>> Start Source material
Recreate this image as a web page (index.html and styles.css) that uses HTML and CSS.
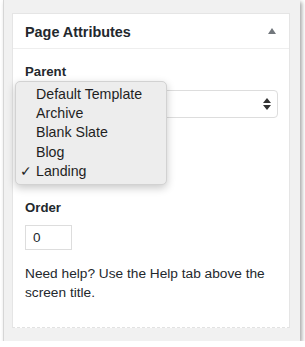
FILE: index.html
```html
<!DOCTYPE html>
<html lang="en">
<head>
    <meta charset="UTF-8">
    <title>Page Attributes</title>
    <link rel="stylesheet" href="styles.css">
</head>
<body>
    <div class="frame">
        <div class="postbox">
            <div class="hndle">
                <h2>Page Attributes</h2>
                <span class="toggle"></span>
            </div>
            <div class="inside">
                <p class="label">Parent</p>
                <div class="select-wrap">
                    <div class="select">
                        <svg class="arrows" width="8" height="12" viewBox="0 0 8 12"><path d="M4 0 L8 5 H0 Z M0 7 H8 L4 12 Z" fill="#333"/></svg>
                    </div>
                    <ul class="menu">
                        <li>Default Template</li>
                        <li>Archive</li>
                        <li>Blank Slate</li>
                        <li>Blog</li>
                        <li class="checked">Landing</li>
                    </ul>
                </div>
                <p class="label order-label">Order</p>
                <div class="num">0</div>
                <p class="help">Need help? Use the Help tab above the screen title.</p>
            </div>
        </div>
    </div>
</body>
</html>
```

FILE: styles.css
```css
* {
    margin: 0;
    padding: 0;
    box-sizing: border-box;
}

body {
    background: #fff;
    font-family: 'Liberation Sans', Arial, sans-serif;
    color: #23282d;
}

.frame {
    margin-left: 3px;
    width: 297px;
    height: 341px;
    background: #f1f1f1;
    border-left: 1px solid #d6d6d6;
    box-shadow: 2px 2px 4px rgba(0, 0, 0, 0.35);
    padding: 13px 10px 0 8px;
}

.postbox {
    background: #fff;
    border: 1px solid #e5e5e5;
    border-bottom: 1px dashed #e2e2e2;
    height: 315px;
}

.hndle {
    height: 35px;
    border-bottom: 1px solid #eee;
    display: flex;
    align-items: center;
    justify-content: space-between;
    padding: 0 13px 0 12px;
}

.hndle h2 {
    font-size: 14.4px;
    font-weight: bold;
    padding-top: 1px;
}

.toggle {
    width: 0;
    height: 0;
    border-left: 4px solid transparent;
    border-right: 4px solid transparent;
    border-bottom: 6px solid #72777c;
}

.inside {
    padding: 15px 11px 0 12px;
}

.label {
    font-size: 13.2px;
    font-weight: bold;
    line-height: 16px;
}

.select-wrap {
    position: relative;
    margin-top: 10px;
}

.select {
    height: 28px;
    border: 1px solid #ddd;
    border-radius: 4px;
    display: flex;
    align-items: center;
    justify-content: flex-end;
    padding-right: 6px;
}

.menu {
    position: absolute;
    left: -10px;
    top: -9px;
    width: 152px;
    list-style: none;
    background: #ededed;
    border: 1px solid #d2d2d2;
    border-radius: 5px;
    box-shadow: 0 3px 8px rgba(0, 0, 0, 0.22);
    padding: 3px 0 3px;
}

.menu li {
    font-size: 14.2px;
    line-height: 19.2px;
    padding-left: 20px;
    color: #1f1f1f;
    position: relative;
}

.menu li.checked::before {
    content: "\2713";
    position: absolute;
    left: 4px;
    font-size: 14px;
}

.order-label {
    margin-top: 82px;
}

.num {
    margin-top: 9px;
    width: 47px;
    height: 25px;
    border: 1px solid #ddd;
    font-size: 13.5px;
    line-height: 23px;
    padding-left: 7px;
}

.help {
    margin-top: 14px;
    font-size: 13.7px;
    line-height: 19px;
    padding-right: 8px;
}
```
>> End Source material
## Set problem
Identify every line where the string "index" appears.

## Task output
Recreate this image as a web page (index.html and styles.css) that uses HTML and CSS.
FILE: index.html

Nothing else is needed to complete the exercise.